En el siglo XIII el Imperio Mongol dominaba en la mayor parte de Asia bajo las órdenes de Kublai Khan, nieto de mítico Gengis Khan.. ¿Y a mi qué? Ya lo verás mozé... El caso es que en su inmensa burocracia fue medrando un tal Ahmad, que llegó a mandar en el cotarro financiero y a tener más poder real que el propio Kublai; era el vicepresidente de facto. Se dedicó a crear innumerables empresas públicas, que no se llamaban Sodemasa, Sirasa ni nada que acabara en asa o aramon, no era la moda. Mandaba por ejemplo la Oficina para la Adquisión Armoniosa, la Oficina para la Administración Regulada o la Oficina para Regular los Gastos Estatales, y otras que habrían hecho las delicias de Max Weber y su concepto de racionalidad burocrática.

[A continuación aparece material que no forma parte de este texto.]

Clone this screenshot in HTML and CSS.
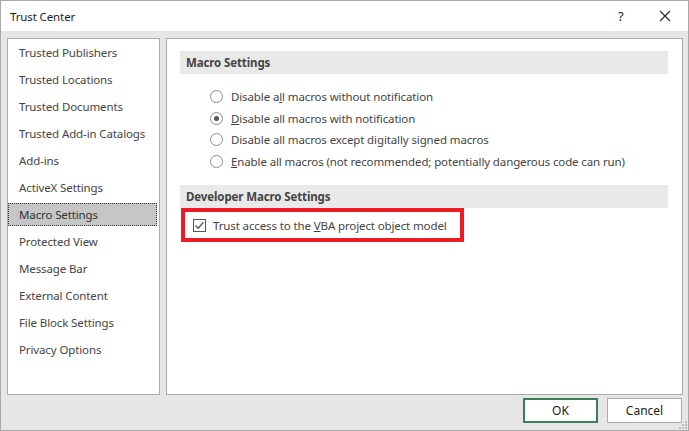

A diferencia de otros vicepresidentes, Ahmad tenía debilidad - además de por los dineros -, por las mujeres. Así, cuando localizaba una buena moza, se la cambiaba al padre o marido por un sustancioso cargo en cualquiera de las empresas públicas que iba creando, yo qué sé... encargado del proyecto olímpico mongol, presidente de yegualand, o bien gobernador, director general de medio natural chino, asabelo.
Al final le traicionó su avaricia, lo mataron, se hizo justicia (una cosa después de la otra, por cierto), y se echó de sus puestos en una primera limpia a 714 cargos gubernamentales del estilo de los que hemos nombrado. Vamos, que casi se lleva por delante, él solo, al imperio mongol. Así es la historia de desagradecida con los promotores de la sociedad civil.
La pregunta final que nos asalta es evidente: ¿Y aquí, cuánto tiempo nos costará librarnos de Ahmad?